Il tema è: perché, se la Corte lo consente e addirittura, com’è successo in questi anni, sollecita una legge, i partiti fanno barricate? La questione è antica, e più che la politica in senso stretto riguarda il pensiero comune. La prima proposta di legge su quella che veniva chiamata in un modo solo, «eutanasia», risale al 1984, piena Prima Repubblica. La firma era del socialista Loris Fortuna, lo stesso della legge sul divorzio, altra eresia bella e buona per l’Italia degli anni Sessanta in cui fu presentata; non se ne parlò granché, nel dubbio. Per sollecitare l’opinione pubblica serviranno, vent’anni dopo, i radicali di Marco Pannella, che negli anni Zero porteranno alla ribalta i casi di Luca Coscioni e di Piergiorgio Welby. Welby in particolare, affetto da una forma grave di distrofia muscolare, nel 2006 chiese con una lettera all’allora Presidente della Repubblica, Napolitano, di intervenire. Lui si augurò un dibattito politico sul tema, e finalmente la gente comune cominciò a familiarizzare con il fine vita. Ma gli esiti in parlamento furono scoraggianti: se la destra, all’epoca di Berlusconi, era contraria per spirito reazionario e, viene da dire, poco liberale rispetto a quanto professato, in posizione favorevole c’erano solo partiti e partitini da piccole percentuali, radicali in primis. Cioè, dov’era la grande sinistra, quella che si chiama Democratici di Sinistra? In posizione «possibilista»: aspettiamo, vediamo come evolve, restiamo cauti, un passo alla volta.

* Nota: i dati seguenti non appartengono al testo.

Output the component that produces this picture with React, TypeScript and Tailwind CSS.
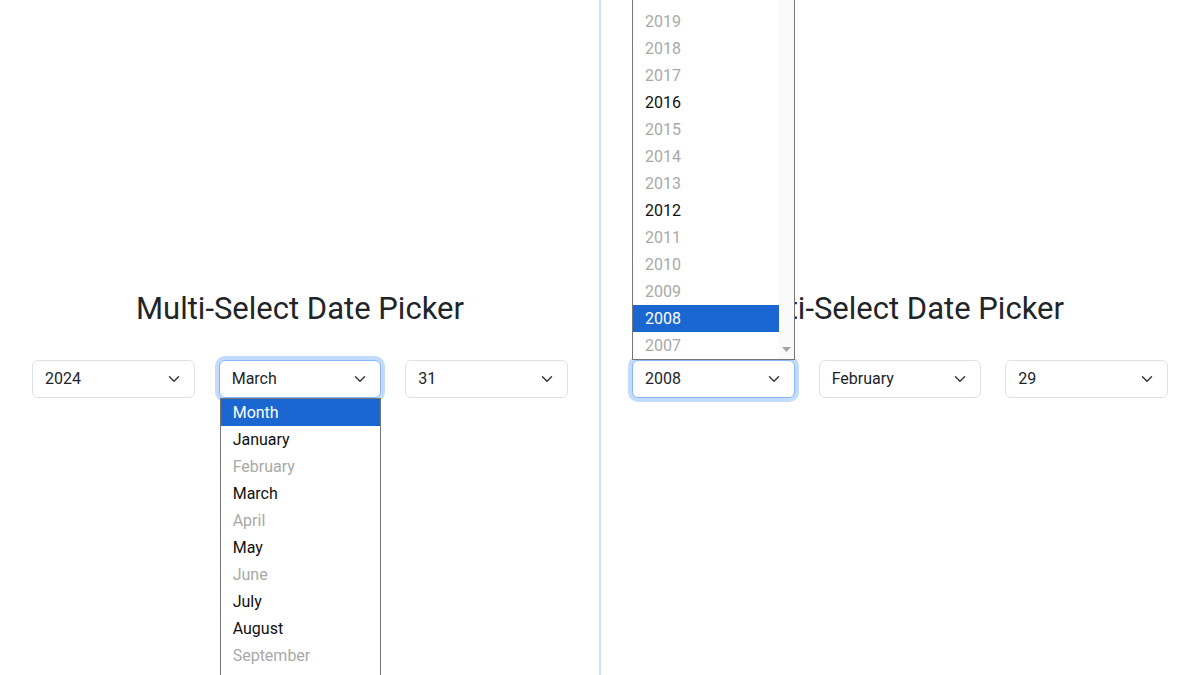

Non vi stupirà sapere che quasi vent’anni dopo, di nuovo, non è cambiato granché. In mezzo ci sono stati altri casi mediatici eclatanti, parecchie azioni di disobbedienza civile (su tutte quelle di Marco Cappato), sparate varie, disegni di legge finiti nel cestino ancor prima di essere discussi, referendum naufragati e ritenuti inammissibili e, si direbbe quasi per sfinimento, messa alle strette, la sentenza della Corte Costituzionale, che di più non può fare. La destra, salvo qualche eccezione, è rimasta puramente ostile, reazionaria, con le orecchie tappate, tirando in ballo l’eugenetica e i nazisti; la sinistra, pur dandosi una scossa, si è mantenuto un po’ cauta. E il motivo, probabilmente, è comune: una certa mancanza di coraggio, trasversale, quando si tratta di rilanciare in termini di diritti civili, e soprattutto un retaggio forte legato alla Chiesa e al Vaticano, che ancora esercita un’influenza su questi argomenti, e che temendo di mettere in discussione sé stessa fa barricate su questi temi. Si veda, per esempio, il fuoco incrociato a cui è sottoposto Bergoglio, che pure è il Papa. Tradotto: tutti i grandi partiti italiani, in un modo o nell’altro, rispondo alla loro educazione cattolica.

Poi, certo, c’è da capire con precisione i casi in cui ricorrere all’eutanasia, i perché e i percome. Ma l’atteggiamento, a prescindere, è ostile e scollegato. Un sondaggio del 2021, infatti, ha accertato che il 70% degli italiani è favorevole alla legalizzazione dell’eutanasia: tra questi, salvo ripensamenti, ci sarà sicuramente qualcuno che ha votato Meloni alle ultime elezioni, no? E quindi ecco che questa battaglia diventa una sorta di star gate che ci riporta fino agli anni Settanta: a quando, cioè, c’era una spaccatura netta tra ciò che la gente pensava, e ciò di cui aveva bisogno, e le priorità della politica, come successe con le leggi sul divorzio e sull’aborto, che il parlamento rimandò il più possibile nonostante il consenso riscosso fuori di lì. Servirono il genio di Pannella e tante iniziative popolari, figlie senz’altro della loro epoca, per smuovere le acque. Il primo non c’è più, ora a sta a noi vedere se siamo ancora gli stessi.